§ What is needed:
Return each line of the data below exactly, omitting any pictures.

START Source data

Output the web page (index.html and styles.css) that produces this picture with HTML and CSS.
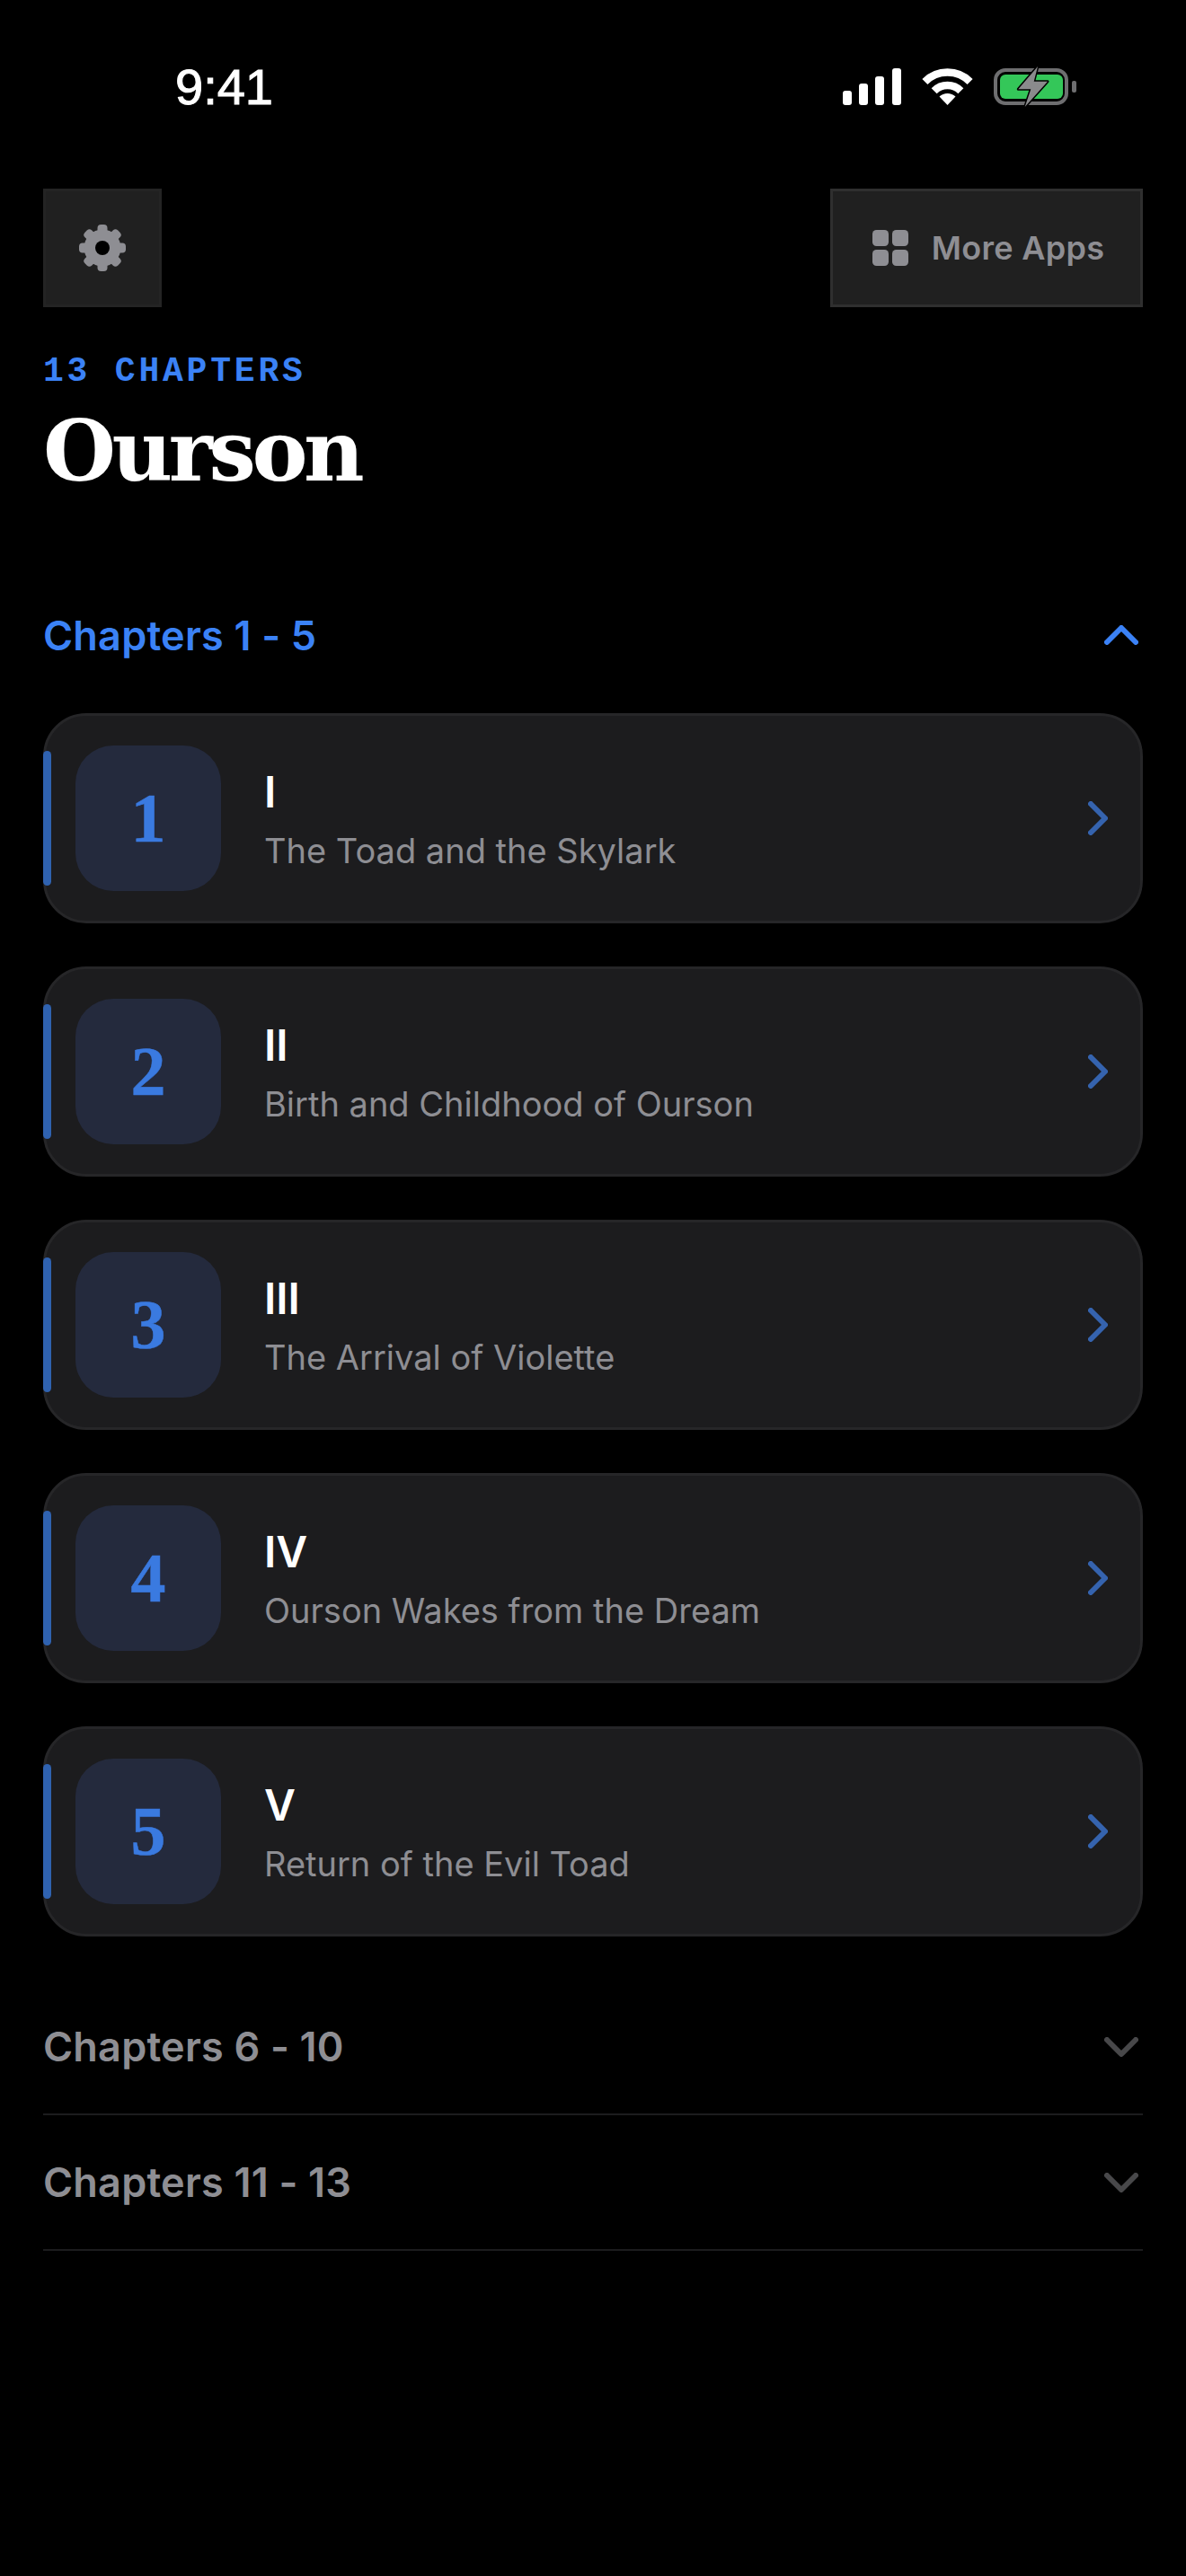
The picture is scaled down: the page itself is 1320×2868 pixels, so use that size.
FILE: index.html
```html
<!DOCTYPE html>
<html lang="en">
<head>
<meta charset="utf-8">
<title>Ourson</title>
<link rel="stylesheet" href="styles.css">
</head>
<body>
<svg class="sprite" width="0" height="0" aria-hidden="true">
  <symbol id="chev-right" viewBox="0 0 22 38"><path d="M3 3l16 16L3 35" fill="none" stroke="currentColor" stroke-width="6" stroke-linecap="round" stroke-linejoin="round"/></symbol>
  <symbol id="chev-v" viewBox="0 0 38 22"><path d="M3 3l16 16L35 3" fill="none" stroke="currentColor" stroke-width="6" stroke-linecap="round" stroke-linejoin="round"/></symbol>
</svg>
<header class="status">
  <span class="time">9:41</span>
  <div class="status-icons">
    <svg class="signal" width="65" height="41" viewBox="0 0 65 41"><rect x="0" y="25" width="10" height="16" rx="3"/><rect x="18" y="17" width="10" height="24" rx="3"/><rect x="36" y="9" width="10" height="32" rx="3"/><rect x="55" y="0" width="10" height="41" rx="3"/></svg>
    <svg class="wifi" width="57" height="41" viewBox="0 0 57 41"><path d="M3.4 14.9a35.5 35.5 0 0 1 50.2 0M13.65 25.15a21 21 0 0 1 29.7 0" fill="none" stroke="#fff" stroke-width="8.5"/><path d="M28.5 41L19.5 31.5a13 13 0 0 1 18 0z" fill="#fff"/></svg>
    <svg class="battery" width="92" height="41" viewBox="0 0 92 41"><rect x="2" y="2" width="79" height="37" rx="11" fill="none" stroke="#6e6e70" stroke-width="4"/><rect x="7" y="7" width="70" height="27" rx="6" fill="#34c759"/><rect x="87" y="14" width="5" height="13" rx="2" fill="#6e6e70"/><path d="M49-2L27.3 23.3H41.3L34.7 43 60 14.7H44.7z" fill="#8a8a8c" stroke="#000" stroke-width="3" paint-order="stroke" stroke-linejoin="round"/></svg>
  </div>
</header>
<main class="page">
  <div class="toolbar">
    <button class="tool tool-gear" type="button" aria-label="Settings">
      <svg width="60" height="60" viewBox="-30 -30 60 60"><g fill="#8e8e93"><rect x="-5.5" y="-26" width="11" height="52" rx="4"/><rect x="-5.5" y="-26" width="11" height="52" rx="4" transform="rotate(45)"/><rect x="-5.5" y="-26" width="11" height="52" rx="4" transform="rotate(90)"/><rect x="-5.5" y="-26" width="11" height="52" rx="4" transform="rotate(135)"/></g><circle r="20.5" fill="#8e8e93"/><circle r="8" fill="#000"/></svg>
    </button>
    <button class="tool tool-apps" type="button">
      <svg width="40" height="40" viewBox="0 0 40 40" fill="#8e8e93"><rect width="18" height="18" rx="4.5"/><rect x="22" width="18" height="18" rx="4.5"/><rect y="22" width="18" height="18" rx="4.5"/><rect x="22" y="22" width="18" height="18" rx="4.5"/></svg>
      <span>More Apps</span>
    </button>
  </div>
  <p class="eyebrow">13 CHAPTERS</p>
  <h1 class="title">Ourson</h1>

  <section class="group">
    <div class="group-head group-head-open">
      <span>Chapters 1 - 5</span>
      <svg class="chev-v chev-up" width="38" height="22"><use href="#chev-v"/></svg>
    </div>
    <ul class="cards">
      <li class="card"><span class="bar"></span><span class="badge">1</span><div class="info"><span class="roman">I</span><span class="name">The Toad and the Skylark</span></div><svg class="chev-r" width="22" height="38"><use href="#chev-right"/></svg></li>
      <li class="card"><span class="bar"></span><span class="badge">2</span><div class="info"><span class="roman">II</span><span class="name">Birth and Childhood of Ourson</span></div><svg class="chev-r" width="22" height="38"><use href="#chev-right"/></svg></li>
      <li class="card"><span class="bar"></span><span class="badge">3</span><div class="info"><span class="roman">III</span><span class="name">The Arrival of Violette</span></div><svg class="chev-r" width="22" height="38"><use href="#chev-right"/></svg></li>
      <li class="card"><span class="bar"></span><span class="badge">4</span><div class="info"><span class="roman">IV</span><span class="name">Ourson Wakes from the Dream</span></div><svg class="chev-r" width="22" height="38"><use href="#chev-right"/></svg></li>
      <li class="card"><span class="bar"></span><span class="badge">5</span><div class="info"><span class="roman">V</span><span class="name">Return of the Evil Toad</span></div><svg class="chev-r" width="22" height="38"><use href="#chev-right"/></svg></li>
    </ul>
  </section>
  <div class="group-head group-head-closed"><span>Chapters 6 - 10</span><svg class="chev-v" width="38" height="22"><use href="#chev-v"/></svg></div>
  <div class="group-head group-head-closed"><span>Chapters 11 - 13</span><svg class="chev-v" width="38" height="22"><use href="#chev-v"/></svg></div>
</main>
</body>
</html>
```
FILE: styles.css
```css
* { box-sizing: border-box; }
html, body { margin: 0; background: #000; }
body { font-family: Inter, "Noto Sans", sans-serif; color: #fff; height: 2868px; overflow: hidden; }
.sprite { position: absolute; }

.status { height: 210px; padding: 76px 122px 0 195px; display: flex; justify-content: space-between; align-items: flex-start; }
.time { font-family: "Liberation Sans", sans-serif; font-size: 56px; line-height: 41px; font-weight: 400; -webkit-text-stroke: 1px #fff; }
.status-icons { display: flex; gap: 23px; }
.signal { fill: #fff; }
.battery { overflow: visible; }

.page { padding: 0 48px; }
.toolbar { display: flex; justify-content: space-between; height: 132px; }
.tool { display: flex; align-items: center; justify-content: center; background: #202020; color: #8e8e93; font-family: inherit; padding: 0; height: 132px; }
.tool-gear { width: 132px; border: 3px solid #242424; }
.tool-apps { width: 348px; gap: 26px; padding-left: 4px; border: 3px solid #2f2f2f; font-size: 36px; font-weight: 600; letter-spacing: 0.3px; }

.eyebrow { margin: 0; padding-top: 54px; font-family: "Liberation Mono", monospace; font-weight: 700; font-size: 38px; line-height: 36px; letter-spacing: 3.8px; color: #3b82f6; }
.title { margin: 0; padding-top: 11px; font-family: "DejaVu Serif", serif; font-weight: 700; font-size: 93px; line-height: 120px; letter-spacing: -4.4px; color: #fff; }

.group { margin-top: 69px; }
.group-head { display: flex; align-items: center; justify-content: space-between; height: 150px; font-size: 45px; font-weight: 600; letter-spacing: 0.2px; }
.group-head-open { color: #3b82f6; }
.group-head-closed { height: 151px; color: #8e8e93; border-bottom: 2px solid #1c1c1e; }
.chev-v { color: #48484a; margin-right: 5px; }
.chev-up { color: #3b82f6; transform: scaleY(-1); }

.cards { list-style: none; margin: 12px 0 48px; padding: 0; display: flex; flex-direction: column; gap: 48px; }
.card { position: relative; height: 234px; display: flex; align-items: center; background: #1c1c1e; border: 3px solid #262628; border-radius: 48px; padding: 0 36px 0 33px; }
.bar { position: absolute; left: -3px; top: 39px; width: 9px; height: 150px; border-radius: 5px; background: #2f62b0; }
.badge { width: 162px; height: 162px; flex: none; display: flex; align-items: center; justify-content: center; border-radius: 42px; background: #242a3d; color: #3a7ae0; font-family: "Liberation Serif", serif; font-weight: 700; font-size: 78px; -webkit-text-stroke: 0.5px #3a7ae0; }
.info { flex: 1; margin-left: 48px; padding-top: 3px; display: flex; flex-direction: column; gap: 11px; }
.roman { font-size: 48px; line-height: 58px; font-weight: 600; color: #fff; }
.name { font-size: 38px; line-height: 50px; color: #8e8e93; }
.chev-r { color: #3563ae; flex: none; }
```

END Source data

§ Worked solution:
Output the web page (index.html and styles.css) that produces this picture with HTML and CSS.
The picture is scaled down: the page itself is 1320×2868 pixels, so use that size.
FILE: index.html
```html
<!DOCTYPE html>
<html lang="en">
<head>
<meta charset="utf-8">
<title>Ourson</title>
<link rel="stylesheet" href="styles.css">
</head>
<body>
<svg class="sprite" width="0" height="0" aria-hidden="true">
  <symbol id="chev-right" viewBox="0 0 22 38"><path d="M3 3l16 16L3 35" fill="none" stroke="currentColor" stroke-width="6" stroke-linecap="round" stroke-linejoin="round"/></symbol>
  <symbol id="chev-v" viewBox="0 0 38 22"><path d="M3 3l16 16L35 3" fill="none" stroke="currentColor" stroke-width="6" stroke-linecap="round" stroke-linejoin="round"/></symbol>
</svg>
<header class="status">
  <span class="time">9:41</span>
  <div class="status-icons">
    <svg class="signal" width="65" height="41" viewBox="0 0 65 41"><rect x="0" y="25" width="10" height="16" rx="3"/><rect x="18" y="17" width="10" height="24" rx="3"/><rect x="36" y="9" width="10" height="32" rx="3"/><rect x="55" y="0" width="10" height="41" rx="3"/></svg>
    <svg class="wifi" width="57" height="41" viewBox="0 0 57 41"><path d="M3.4 14.9a35.5 35.5 0 0 1 50.2 0M13.65 25.15a21 21 0 0 1 29.7 0" fill="none" stroke="#fff" stroke-width="8.5"/><path d="M28.5 41L19.5 31.5a13 13 0 0 1 18 0z" fill="#fff"/></svg>
    <svg class="battery" width="92" height="41" viewBox="0 0 92 41"><rect x="2" y="2" width="79" height="37" rx="11" fill="none" stroke="#6e6e70" stroke-width="4"/><rect x="7" y="7" width="70" height="27" rx="6" fill="#34c759"/><rect x="87" y="14" width="5" height="13" rx="2" fill="#6e6e70"/><path d="M49-2L27.3 23.3H41.3L34.7 43 60 14.7H44.7z" fill="#8a8a8c" stroke="#000" stroke-width="3" paint-order="stroke" stroke-linejoin="round"/></svg>
  </div>
</header>
<main class="page">
  <div class="toolbar">
    <button class="tool tool-gear" type="button" aria-label="Settings">
      <svg width="60" height="60" viewBox="-30 -30 60 60"><g fill="#8e8e93"><rect x="-5.5" y="-26" width="11" height="52" rx="4"/><rect x="-5.5" y="-26" width="11" height="52" rx="4" transform="rotate(45)"/><rect x="-5.5" y="-26" width="11" height="52" rx="4" transform="rotate(90)"/><rect x="-5.5" y="-26" width="11" height="52" rx="4" transform="rotate(135)"/></g><circle r="20.5" fill="#8e8e93"/><circle r="8" fill="#000"/></svg>
    </button>
    <button class="tool tool-apps" type="button">
      <svg width="40" height="40" viewBox="0 0 40 40" fill="#8e8e93"><rect width="18" height="18" rx="4.5"/><rect x="22" width="18" height="18" rx="4.5"/><rect y="22" width="18" height="18" rx="4.5"/><rect x="22" y="22" width="18" height="18" rx="4.5"/></svg>
      <span>More Apps</span>
    </button>
  </div>
  <p class="eyebrow">13 CHAPTERS</p>
  <h1 class="title">Ourson</h1>

  <section class="group">
    <div class="group-head group-head-open">
      <span>Chapters 1 - 5</span>
      <svg class="chev-v chev-up" width="38" height="22"><use href="#chev-v"/></svg>
    </div>
    <ul class="cards">
      <li class="card"><span class="bar"></span><span class="badge">1</span><div class="info"><span class="roman">I</span><span class="name">The Toad and the Skylark</span></div><svg class="chev-r" width="22" height="38"><use href="#chev-right"/></svg></li>
      <li class="card"><span class="bar"></span><span class="badge">2</span><div class="info"><span class="roman">II</span><span class="name">Birth and Childhood of Ourson</span></div><svg class="chev-r" width="22" height="38"><use href="#chev-right"/></svg></li>
      <li class="card"><span class="bar"></span><span class="badge">3</span><div class="info"><span class="roman">III</span><span class="name">The Arrival of Violette</span></div><svg class="chev-r" width="22" height="38"><use href="#chev-right"/></svg></li>
      <li class="card"><span class="bar"></span><span class="badge">4</span><div class="info"><span class="roman">IV</span><span class="name">Ourson Wakes from the Dream</span></div><svg class="chev-r" width="22" height="38"><use href="#chev-right"/></svg></li>
      <li class="card"><span class="bar"></span><span class="badge">5</span><div class="info"><span class="roman">V</span><span class="name">Return of the Evil Toad</span></div><svg class="chev-r" width="22" height="38"><use href="#chev-right"/></svg></li>
    </ul>
  </section>
  <div class="group-head group-head-closed"><span>Chapters 6 - 10</span><svg class="chev-v" width="38" height="22"><use href="#chev-v"/></svg></div>
  <div class="group-head group-head-closed"><span>Chapters 11 - 13</span><svg class="chev-v" width="38" height="22"><use href="#chev-v"/></svg></div>
</main>
</body>
</html>
```
FILE: styles.css
```css
* { box-sizing: border-box; }
html, body { margin: 0; background: #000; }
body { font-family: Inter, "Noto Sans", sans-serif; color: #fff; height: 2868px; overflow: hidden; }
.sprite { position: absolute; }

.status { height: 210px; padding: 76px 122px 0 195px; display: flex; justify-content: space-between; align-items: flex-start; }
.time { font-family: "Liberation Sans", sans-serif; font-size: 56px; line-height: 41px; font-weight: 400; -webkit-text-stroke: 1px #fff; }
.status-icons { display: flex; gap: 23px; }
.signal { fill: #fff; }
.battery { overflow: visible; }

.page { padding: 0 48px; }
.toolbar { display: flex; justify-content: space-between; height: 132px; }
.tool { display: flex; align-items: center; justify-content: center; background: #202020; color: #8e8e93; font-family: inherit; padding: 0; height: 132px; }
.tool-gear { width: 132px; border: 3px solid #242424; }
.tool-apps { width: 348px; gap: 26px; padding-left: 4px; border: 3px solid #2f2f2f; font-size: 36px; font-weight: 600; letter-spacing: 0.3px; }

.eyebrow { margin: 0; padding-top: 54px; font-family: "Liberation Mono", monospace; font-weight: 700; font-size: 38px; line-height: 36px; letter-spacing: 3.8px; color: #3b82f6; }
.title { margin: 0; padding-top: 11px; font-family: "DejaVu Serif", serif; font-weight: 700; font-size: 93px; line-height: 120px; letter-spacing: -4.4px; color: #fff; }

.group { margin-top: 69px; }
.group-head { display: flex; align-items: center; justify-content: space-between; height: 150px; font-size: 45px; font-weight: 600; letter-spacing: 0.2px; }
.group-head-open { color: #3b82f6; }
.group-head-closed { height: 151px; color: #8e8e93; border-bottom: 2px solid #1c1c1e; }
.chev-v { color: #48484a; margin-right: 5px; }
.chev-up { color: #3b82f6; transform: scaleY(-1); }

.cards { list-style: none; margin: 12px 0 48px; padding: 0; display: flex; flex-direction: column; gap: 48px; }
.card { position: relative; height: 234px; display: flex; align-items: center; background: #1c1c1e; border: 3px solid #262628; border-radius: 48px; padding: 0 36px 0 33px; }
.bar { position: absolute; left: -3px; top: 39px; width: 9px; height: 150px; border-radius: 5px; background: #2f62b0; }
.badge { width: 162px; height: 162px; flex: none; display: flex; align-items: center; justify-content: center; border-radius: 42px; background: #242a3d; color: #3a7ae0; font-family: "Liberation Serif", serif; font-weight: 700; font-size: 78px; -webkit-text-stroke: 0.5px #3a7ae0; }
.info { flex: 1; margin-left: 48px; padding-top: 3px; display: flex; flex-direction: column; gap: 11px; }
.roman { font-size: 48px; line-height: 58px; font-weight: 600; color: #fff; }
.name { font-size: 38px; line-height: 50px; color: #8e8e93; }
.chev-r { color: #3563ae; flex: none; }
```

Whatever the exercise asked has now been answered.